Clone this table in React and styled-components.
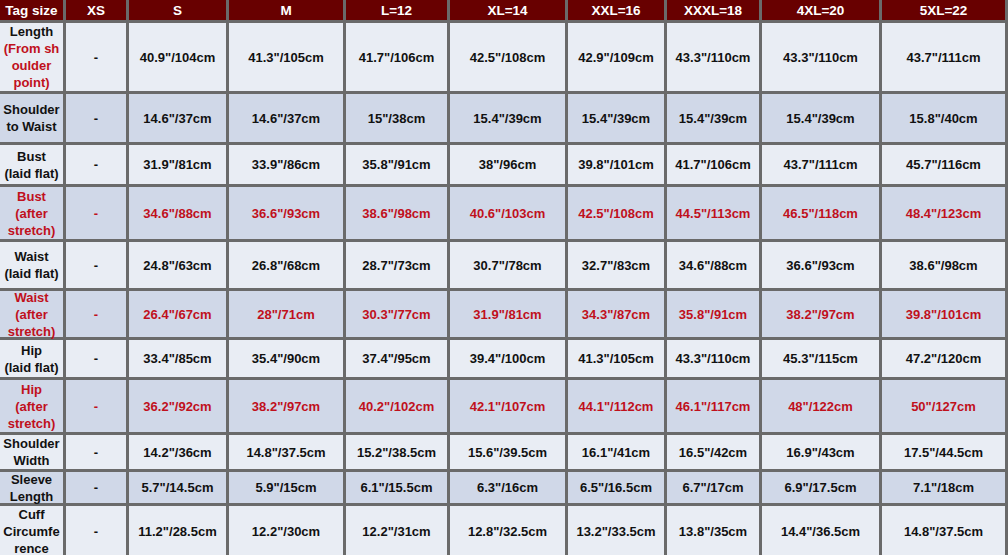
import styled, { createGlobalStyle } from "styled-components";

const GlobalStyle = createGlobalStyle`
  html, body {
    margin: 0;
    padding: 0;
    overflow: hidden;
    background: #ffffff;
  }
`

const columns = [63, 60, 97, 114, 101, 115, 96, 92, 117, 123]
const rowHeights = [20, 68, 48, 39, 52, 46, 46, 37, 52, 34, 31, 50]

const header = ["Tag size", "XS", "S", "M", "L=12", "XL=14", "XXL=16", "XXXL=18", "4XL=20", "5XL=22"]

const rows = [
  {
    label: [["Length", false], ["(From sh", true], ["oulder", true], ["point)", true]],
    values: ['40.9"/104cm', '41.3"/105cm', '41.7"/106cm', '42.5"/108cm', '42.9"/109cm', '43.3"/110cm', '43.3"/110cm', '43.7"/111cm'],
  },
  {
    label: [["Shoulder"], ["to Waist"]],
    values: ['14.6"/37cm', '14.6"/37cm', '15"/38cm', '15.4"/39cm', '15.4"/39cm', '15.4"/39cm', '15.4"/39cm', '15.8"/40cm'],
  },
  {
    label: [["Bust"], ["(laid flat)"]],
    values: ['31.9"/81cm', '33.9"/86cm', '35.8"/91cm', '38"/96cm', '39.8"/101cm', '41.7"/106cm', '43.7"/111cm', '45.7"/116cm'],
  },
  {
    red: true,
    label: [["Bust"], ["(after"], ["stretch)"]],
    values: ['34.6"/88cm', '36.6"/93cm', '38.6"/98cm', '40.6"/103cm', '42.5"/108cm', '44.5"/113cm', '46.5"/118cm', '48.4"/123cm'],
  },
  {
    label: [["Waist"], ["(laid flat)"]],
    values: ['24.8"/63cm', '26.8"/68cm', '28.7"/73cm', '30.7"/78cm', '32.7"/83cm', '34.6"/88cm', '36.6"/93cm', '38.6"/98cm'],
  },
  {
    red: true,
    label: [["Waist"], ["(after"], ["stretch)"]],
    values: ['26.4"/67cm', '28"/71cm', '30.3"/77cm', '31.9"/81cm', '34.3"/87cm', '35.8"/91cm', '38.2"/97cm', '39.8"/101cm'],
  },
  {
    label: [["Hip"], ["(laid flat)"]],
    values: ['33.4"/85cm', '35.4"/90cm', '37.4"/95cm', '39.4"/100cm', '41.3"/105cm', '43.3"/110cm', '45.3"/115cm', '47.2"/120cm'],
  },
  {
    red: true,
    label: [["Hip"], ["(after"], ["stretch)"]],
    values: ['36.2"/92cm', '38.2"/97cm', '40.2"/102cm', '42.1"/107cm', '44.1"/112cm', '46.1"/117cm', '48"/122cm', '50"/127cm'],
  },
  {
    label: [["Shoulder"], ["Width"]],
    values: ['14.2"/36cm', '14.8"/37.5cm', '15.2"/38.5cm', '15.6"/39.5cm', '16.1"/41cm', '16.5"/42cm', '16.9"/43cm', '17.5"/44.5cm'],
  },
  {
    label: [["Sleeve"], ["Length"]],
    values: ['5.7"/14.5cm', '5.9"/15cm', '6.1"/15.5cm', '6.3"/16cm', '6.5"/16.5cm', '6.7"/17cm', '6.9"/17.5cm', '7.1"/18cm'],
  },
  {
    label: [["Cuff"], ["Circumfe"], ["rence"]],
    values: ['11.2"/28.5cm', '12.2"/30cm', '12.2"/31cm', '12.8"/32.5cm', '13.2"/33.5cm', '13.8"/35cm', '14.4"/36.5cm', '14.8"/37.5cm'],
  },
]

const App = () => {
  return (
    <>
      <GlobalStyle />
      <StyledTable>
        {header.map((h) => (
          <StyledHeadCell key={h}>{h}</StyledHeadCell>
        ))}
        {rows.map((row, i) => {
          const alt = i % 2 === 1
          return [
            <StyledLabelCell key={`l${i}`} $alt={alt}>
              {row.label.map(([text, red], j) => (
                <StyledLabelLine key={j} $red={row.red || red}>{text}</StyledLabelLine>
              ))}
            </StyledLabelCell>,
            <StyledDataCell key={`d${i}`} $alt={alt} $red={row.red}>-</StyledDataCell>,
            ...row.values.map((v, j) => (
              <StyledDataCell key={`v${i}-${j}`} $alt={alt} $red={row.red}>{v}</StyledDataCell>
            )),
          ]
        })}
      </StyledTable>
    </>
  )
}
export default App

const StyledTable = styled.div`
  display: grid;
  grid-template-columns: ${columns.map((c) => `${c}px`).join(" ")};
  grid-template-rows: ${rowHeights.map((r) => `${r}px`).join(" ")};
  gap: 3px;
  width: 1005px;
  border-right: 3px solid #6a6a6a;
  background: #6a6a6a;
  font-family: "Liberation Sans", Arial, sans-serif;
  font-weight: bold;
  font-size: 13px;
`
const StyledHeadCell = styled.div`
  display: flex;
  align-items: center;
  justify-content: center;
  background: #680000;
  color: #ffffff;
  font-size: 13.5px;
  white-space: nowrap;
`
const StyledLabelCell = styled.div`
  display: flex;
  flex-direction: column;
  align-items: center;
  justify-content: center;
  background: ${props => props.$alt ? "#d0d8e8" : "#e9edf4"};
  line-height: 17px;
  font-size: 13px;
`
const StyledLabelLine = styled.span`
  color: ${props => props.$red ? "#c0101c" : "#111111"};
  white-space: nowrap;
`
const StyledDataCell = styled.div`
  display: flex;
  align-items: center;
  justify-content: center;
  background: ${props => props.$alt ? "#d0d8e8" : "#e9edf4"};
  color: ${props => props.$red ? "#c0101c" : "#111111"};
  white-space: nowrap;
`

_ _ _ _ _

**Aim**: Say how many lines in this listing hold the string "components", giving the count and nothing more.

**Written reply**: 2